* **DATA RECORDS**:
※ ※ ※
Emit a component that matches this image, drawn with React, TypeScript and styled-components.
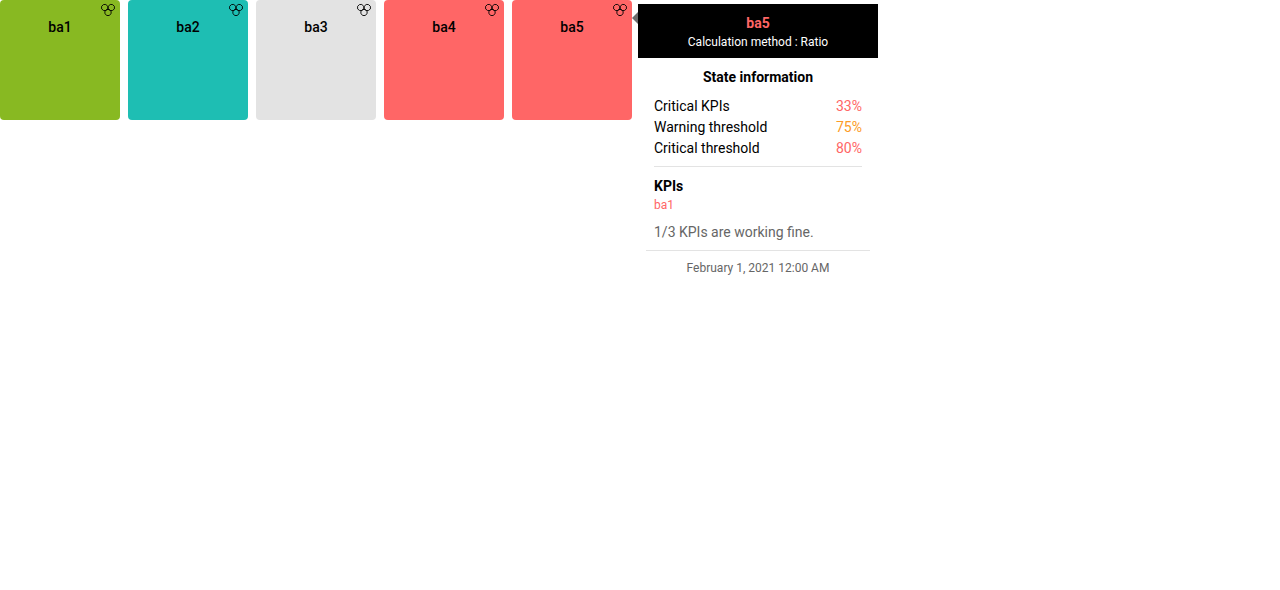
※ ※ ※
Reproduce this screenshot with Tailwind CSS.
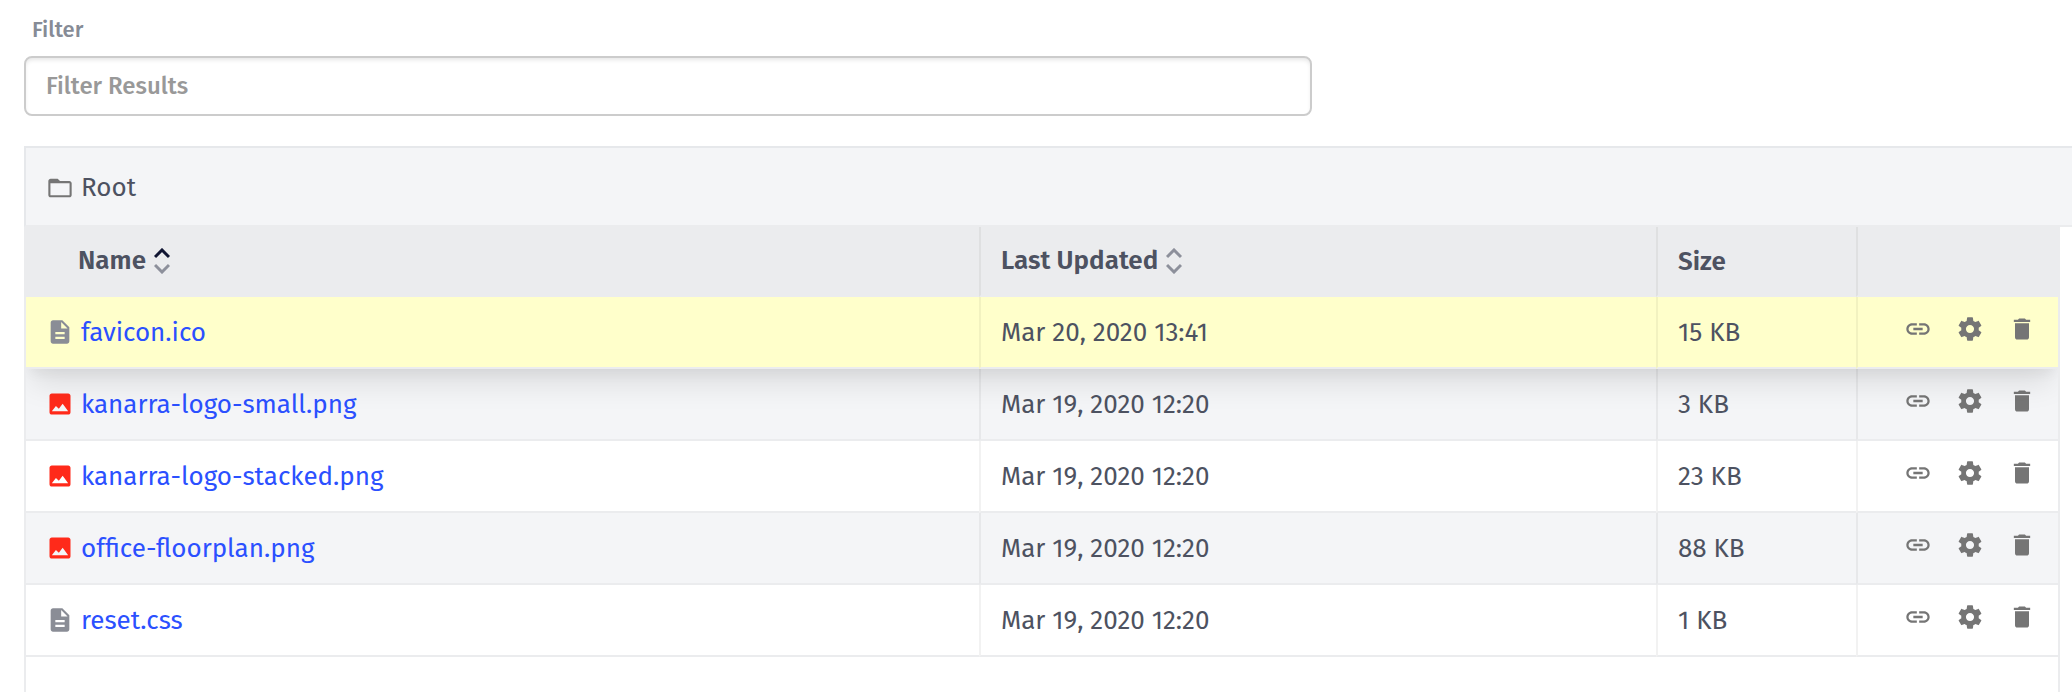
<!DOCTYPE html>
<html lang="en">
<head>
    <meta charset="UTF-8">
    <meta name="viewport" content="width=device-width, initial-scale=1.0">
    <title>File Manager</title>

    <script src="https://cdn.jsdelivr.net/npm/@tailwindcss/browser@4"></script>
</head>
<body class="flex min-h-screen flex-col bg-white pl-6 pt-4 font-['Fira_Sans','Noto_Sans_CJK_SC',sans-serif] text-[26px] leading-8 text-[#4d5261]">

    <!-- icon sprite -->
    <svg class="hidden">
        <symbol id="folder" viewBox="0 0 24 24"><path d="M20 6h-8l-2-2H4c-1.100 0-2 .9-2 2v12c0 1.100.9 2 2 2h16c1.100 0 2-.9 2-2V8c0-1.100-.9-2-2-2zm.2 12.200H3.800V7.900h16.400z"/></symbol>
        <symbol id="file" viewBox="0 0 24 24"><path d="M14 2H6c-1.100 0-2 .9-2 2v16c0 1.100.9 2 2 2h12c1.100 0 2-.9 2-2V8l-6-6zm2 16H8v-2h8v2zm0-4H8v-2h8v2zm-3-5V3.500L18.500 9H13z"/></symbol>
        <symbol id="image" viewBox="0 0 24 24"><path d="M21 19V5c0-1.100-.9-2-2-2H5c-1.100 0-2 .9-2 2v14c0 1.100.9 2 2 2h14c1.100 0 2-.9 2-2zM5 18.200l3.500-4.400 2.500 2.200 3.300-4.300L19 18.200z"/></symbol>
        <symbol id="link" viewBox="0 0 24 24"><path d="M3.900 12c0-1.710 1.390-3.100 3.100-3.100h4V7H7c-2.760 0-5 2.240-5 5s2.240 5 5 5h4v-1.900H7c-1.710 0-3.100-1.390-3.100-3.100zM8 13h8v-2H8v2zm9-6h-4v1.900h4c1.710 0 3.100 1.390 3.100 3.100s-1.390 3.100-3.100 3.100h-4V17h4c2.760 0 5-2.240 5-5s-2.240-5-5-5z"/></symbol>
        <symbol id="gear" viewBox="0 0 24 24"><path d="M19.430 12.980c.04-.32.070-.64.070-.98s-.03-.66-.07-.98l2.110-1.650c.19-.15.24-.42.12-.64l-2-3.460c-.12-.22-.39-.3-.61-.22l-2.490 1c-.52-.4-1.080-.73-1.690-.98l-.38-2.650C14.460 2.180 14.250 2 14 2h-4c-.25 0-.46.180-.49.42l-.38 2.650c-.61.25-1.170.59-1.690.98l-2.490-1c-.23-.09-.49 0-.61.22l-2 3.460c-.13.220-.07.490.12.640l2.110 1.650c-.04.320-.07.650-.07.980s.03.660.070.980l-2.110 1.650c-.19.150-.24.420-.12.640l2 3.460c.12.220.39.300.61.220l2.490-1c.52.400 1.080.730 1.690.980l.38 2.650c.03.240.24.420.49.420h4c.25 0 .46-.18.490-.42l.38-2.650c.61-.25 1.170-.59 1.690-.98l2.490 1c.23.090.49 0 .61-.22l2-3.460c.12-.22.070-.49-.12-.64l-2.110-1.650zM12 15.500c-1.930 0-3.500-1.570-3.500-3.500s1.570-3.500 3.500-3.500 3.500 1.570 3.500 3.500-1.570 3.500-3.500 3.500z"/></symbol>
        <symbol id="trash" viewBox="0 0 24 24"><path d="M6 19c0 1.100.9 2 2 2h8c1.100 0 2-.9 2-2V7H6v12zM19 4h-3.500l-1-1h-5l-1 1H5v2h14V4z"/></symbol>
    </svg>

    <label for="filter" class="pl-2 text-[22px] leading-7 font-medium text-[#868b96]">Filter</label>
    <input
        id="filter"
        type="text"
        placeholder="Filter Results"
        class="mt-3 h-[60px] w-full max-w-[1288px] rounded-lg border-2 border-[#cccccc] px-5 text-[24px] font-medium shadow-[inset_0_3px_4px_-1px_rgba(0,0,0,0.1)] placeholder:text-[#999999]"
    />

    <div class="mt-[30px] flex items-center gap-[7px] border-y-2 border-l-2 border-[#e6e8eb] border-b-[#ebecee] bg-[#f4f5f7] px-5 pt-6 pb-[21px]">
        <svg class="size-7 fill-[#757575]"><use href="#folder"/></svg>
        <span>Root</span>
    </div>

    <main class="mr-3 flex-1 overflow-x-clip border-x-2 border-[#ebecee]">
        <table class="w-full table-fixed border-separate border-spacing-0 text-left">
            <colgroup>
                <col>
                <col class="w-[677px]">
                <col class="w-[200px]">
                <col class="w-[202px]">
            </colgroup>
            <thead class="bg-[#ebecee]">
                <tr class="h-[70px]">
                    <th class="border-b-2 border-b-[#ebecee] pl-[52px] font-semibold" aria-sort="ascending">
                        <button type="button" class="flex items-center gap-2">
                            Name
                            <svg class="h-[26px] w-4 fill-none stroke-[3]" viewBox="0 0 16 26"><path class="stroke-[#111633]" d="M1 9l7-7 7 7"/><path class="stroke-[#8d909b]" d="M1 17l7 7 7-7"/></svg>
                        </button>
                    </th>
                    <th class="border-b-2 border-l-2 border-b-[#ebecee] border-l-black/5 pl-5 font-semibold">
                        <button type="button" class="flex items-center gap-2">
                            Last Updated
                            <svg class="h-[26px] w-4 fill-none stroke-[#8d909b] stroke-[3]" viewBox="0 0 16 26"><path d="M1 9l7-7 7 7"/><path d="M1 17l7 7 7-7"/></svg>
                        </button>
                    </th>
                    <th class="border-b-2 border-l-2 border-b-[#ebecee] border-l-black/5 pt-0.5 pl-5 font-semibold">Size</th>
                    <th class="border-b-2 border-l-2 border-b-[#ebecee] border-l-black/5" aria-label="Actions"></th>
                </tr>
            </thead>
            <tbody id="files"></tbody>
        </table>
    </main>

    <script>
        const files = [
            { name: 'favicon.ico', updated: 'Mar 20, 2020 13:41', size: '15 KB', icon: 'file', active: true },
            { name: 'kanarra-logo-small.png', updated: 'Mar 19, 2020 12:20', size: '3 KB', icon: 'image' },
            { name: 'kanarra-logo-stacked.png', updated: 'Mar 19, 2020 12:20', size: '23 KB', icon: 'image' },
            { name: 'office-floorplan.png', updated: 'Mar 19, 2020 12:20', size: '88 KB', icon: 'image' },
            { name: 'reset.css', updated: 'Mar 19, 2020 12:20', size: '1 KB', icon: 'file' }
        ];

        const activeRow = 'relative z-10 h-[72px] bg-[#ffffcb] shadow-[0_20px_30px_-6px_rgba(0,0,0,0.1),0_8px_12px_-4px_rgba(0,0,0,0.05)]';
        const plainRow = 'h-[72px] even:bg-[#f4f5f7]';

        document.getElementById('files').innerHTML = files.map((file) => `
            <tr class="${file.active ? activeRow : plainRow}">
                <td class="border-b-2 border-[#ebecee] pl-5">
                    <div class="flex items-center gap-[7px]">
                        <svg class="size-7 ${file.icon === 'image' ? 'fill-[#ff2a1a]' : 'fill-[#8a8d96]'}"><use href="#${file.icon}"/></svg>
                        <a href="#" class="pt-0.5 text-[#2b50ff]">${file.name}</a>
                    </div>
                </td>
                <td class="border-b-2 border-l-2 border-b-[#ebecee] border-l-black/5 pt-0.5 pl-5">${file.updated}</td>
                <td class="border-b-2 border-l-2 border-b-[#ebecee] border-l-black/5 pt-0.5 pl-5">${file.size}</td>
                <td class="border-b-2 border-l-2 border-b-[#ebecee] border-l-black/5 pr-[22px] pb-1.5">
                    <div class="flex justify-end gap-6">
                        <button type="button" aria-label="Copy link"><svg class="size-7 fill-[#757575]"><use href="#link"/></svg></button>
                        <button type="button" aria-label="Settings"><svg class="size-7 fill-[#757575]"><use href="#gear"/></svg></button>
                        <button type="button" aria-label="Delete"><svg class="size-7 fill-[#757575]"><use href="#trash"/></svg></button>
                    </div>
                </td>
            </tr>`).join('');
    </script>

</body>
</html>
※ ※ ※
* **REQUIREMENT**: Restate word for word the lines that begin at the one with "Reproduce this screenshot with Tailwind CSS." and end at the one with "min-h-screen flex-col bg-white", including both, and leave every picture aside.

* **TASK ANSWER**:
Reproduce this screenshot with Tailwind CSS.
<!DOCTYPE html>
<html lang="en">
<head>
    <meta charset="UTF-8">
    <meta name="viewport" content="width=device-width, initial-scale=1.0">
    <title>File Manager</title>

    <script src="https://cdn.jsdelivr.net/npm/@tailwindcss/browser@4"></script>
</head>
<body class="flex min-h-screen flex-col bg-white pl-6 pt-4 font-['Fira_Sans','Noto_Sans_CJK_SC',sans-serif] text-[26px] leading-8 text-[#4d5261]">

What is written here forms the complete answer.